In a case filed in Scotland, the litigants are accusing the company of forcing them to work for 12 hours in its tea estates spread across Kericho and Bomet counties, leading to health complications.

It is also claimed that they were forced to carry green tea leaves weighing over 30 kilograms on their backs to collection points in the farms where they provided labour six days in a week.

The company which has lately been in the news following a spat with local leaders and residents over the deployment of tea-plucking machines in their estates also faces accusations of using the local police to intimidate and assault the litigants.

The latest in a torrent of accusations is an alleged attempt by a driver at the firm to run over a colleague who is among those involved in a class action lawsuit against James Finlay Kenya Ltd (JFKL) in a court in Scotland.

To save his life, the targeted employee jumped into bushes in a remote road to avoid being run over by the truck driver who was after him.

Interestingly, the driver of the truck revealed to his fellow employee that he was a target along with the more than 2,000 current and former workers who have sued the company after they allegedly suffered musculoskeletal injuries while working in the company’s vast tea estates spread across Bomet and Kericho counties in the South Rift region.

Andrew Smith KC, told a Court of Session in Edinburg that the multinational which is a registered company in Aberdeen had breached an undertaking it made to Scotland’s’ Supreme Civil court not to intimidate any of the litigants.

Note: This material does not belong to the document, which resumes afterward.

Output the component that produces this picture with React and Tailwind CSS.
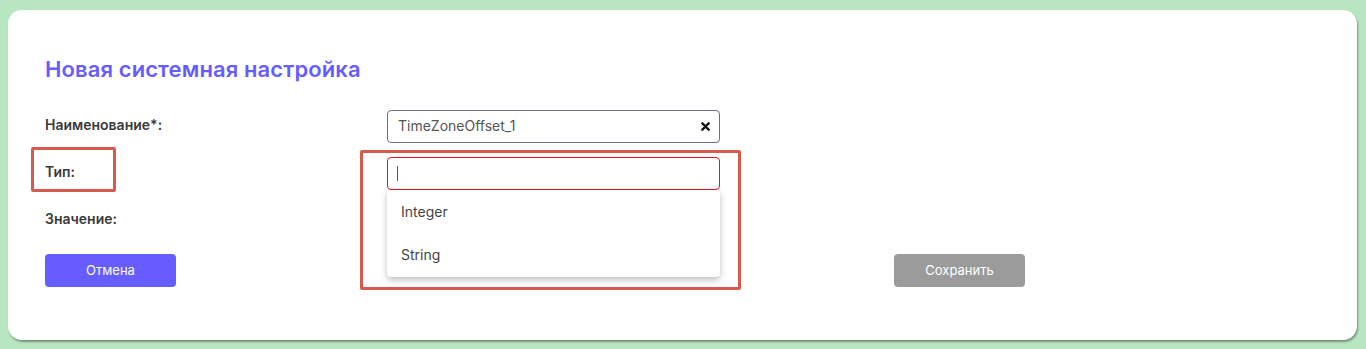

Mr Smith told the court that a confidential legal file was stolen by an employee of the company during a meeting between the litigants and their lawyers in Kericho and that photographs of the workers involved were taken by the company’s security officers.

He said one of the workers was later assaulted by the local security officers with the feeling on the ground that the police were working for James Finlay and that there was a need to bring that kind of assault to an end.

“There’s the most gross intimidation taking place of those who are suing JFKL and they are being targeted because they are suing JFKL,” Mr Smith told the court, according to an article filed by the BBC on Friday.

Lord Davidson of Glen Clova KC who is representing the multination said the court had heard allegations amounting to “attempted murder and police corruption”

“These are highly-complicated matters which bear investigations…I have seen pictures of rather frightened-looking men signing confessions which bear investigations as well” Davidson told the court in the latest hearing.

The company had made an undertaking not to reach out to the litigants, intimidate them or seek to dissuade them in any way from pressing on with the charges.

There has been an avalanche of cases against the multinational in Kenya and Scotland with the latest being attempts to establish jurisdiction of the courts to preside over the matters.

A team of experts had been allowed by a court in Scotland in 2018, to tour the tea estate to gather evidence for use in the case that has been filed (in Scotland), but the company lodged a successful objection to it in Kenya's judicial system on grounds of jurisdiction on the matter.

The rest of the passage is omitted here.